Dataset extract >>
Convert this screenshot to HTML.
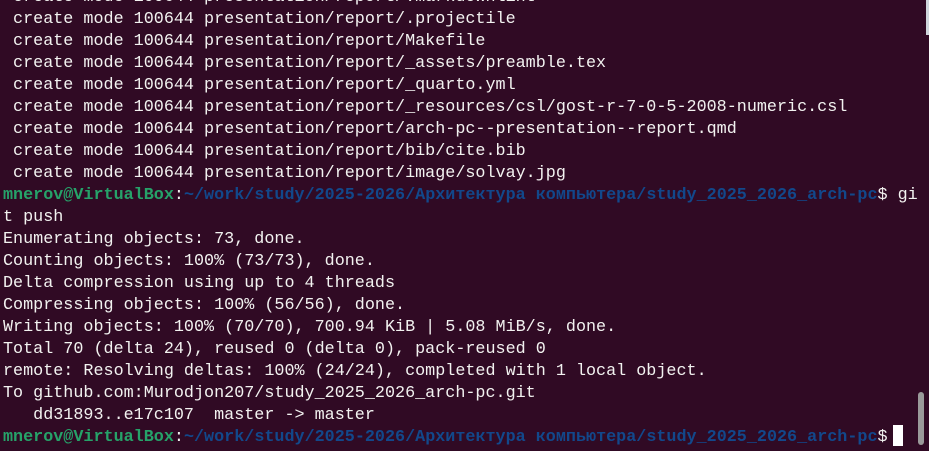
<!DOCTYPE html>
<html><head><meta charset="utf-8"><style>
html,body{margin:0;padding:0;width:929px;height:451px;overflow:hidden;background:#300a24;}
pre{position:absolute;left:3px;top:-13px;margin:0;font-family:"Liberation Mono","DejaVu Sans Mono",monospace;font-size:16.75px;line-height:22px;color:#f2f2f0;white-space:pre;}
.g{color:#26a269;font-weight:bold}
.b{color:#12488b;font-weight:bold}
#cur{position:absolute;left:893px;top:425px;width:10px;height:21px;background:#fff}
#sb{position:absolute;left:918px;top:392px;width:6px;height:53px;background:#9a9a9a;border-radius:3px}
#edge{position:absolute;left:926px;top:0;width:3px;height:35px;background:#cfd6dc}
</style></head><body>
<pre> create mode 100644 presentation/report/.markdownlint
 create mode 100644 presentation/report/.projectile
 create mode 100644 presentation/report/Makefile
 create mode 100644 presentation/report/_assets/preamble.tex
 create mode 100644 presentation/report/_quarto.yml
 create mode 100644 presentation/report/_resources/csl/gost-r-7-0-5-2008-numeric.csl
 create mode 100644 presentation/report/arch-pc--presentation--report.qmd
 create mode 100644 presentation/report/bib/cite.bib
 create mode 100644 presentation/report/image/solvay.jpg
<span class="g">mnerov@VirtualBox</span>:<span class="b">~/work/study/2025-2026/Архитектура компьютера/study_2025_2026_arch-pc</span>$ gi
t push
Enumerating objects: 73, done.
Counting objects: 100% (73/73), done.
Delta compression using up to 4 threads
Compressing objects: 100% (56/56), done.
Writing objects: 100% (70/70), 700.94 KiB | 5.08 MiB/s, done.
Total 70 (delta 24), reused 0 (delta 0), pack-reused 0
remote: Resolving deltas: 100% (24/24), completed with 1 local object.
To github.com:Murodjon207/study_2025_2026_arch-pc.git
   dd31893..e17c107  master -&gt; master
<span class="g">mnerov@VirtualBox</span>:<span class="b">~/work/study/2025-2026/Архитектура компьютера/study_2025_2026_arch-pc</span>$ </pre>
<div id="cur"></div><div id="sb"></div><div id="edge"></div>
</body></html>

Objective >> Transcribe the material as is, with images omitted.

Response below >>
Convert this screenshot to HTML.
<!DOCTYPE html>
<html><head><meta charset="utf-8"><style>
html,body{margin:0;padding:0;width:929px;height:451px;overflow:hidden;background:#300a24;}
pre{position:absolute;left:3px;top:-13px;margin:0;font-family:"Liberation Mono","DejaVu Sans Mono",monospace;font-size:16.75px;line-height:22px;color:#f2f2f0;white-space:pre;}
.g{color:#26a269;font-weight:bold}
.b{color:#12488b;font-weight:bold}
#cur{position:absolute;left:893px;top:425px;width:10px;height:21px;background:#fff}
#sb{position:absolute;left:918px;top:392px;width:6px;height:53px;background:#9a9a9a;border-radius:3px}
#edge{position:absolute;left:926px;top:0;width:3px;height:35px;background:#cfd6dc}
</style></head><body>
<pre> create mode 100644 presentation/report/.markdownlint
 create mode 100644 presentation/report/.projectile
 create mode 100644 presentation/report/Makefile
 create mode 100644 presentation/report/_assets/preamble.tex
 create mode 100644 presentation/report/_quarto.yml
 create mode 100644 presentation/report/_resources/csl/gost-r-7-0-5-2008-numeric.csl
 create mode 100644 presentation/report/arch-pc--presentation--report.qmd
 create mode 100644 presentation/report/bib/cite.bib
 create mode 100644 presentation/report/image/solvay.jpg
<span class="g">mnerov@VirtualBox</span>:<span class="b">~/work/study/2025-2026/Архитектура компьютера/study_2025_2026_arch-pc</span>$ gi
t push
Enumerating objects: 73, done.
Counting objects: 100% (73/73), done.
Delta compression using up to 4 threads
Compressing objects: 100% (56/56), done.
Writing objects: 100% (70/70), 700.94 KiB | 5.08 MiB/s, done.
Total 70 (delta 24), reused 0 (delta 0), pack-reused 0
remote: Resolving deltas: 100% (24/24), completed with 1 local object.
To github.com:Murodjon207/study_2025_2026_arch-pc.git
   dd31893..e17c107  master -&gt; master
<span class="g">mnerov@VirtualBox</span>:<span class="b">~/work/study/2025-2026/Архитектура компьютера/study_2025_2026_arch-pc</span>$ </pre>
<div id="cur"></div><div id="sb"></div><div id="edge"></div>
</body></html>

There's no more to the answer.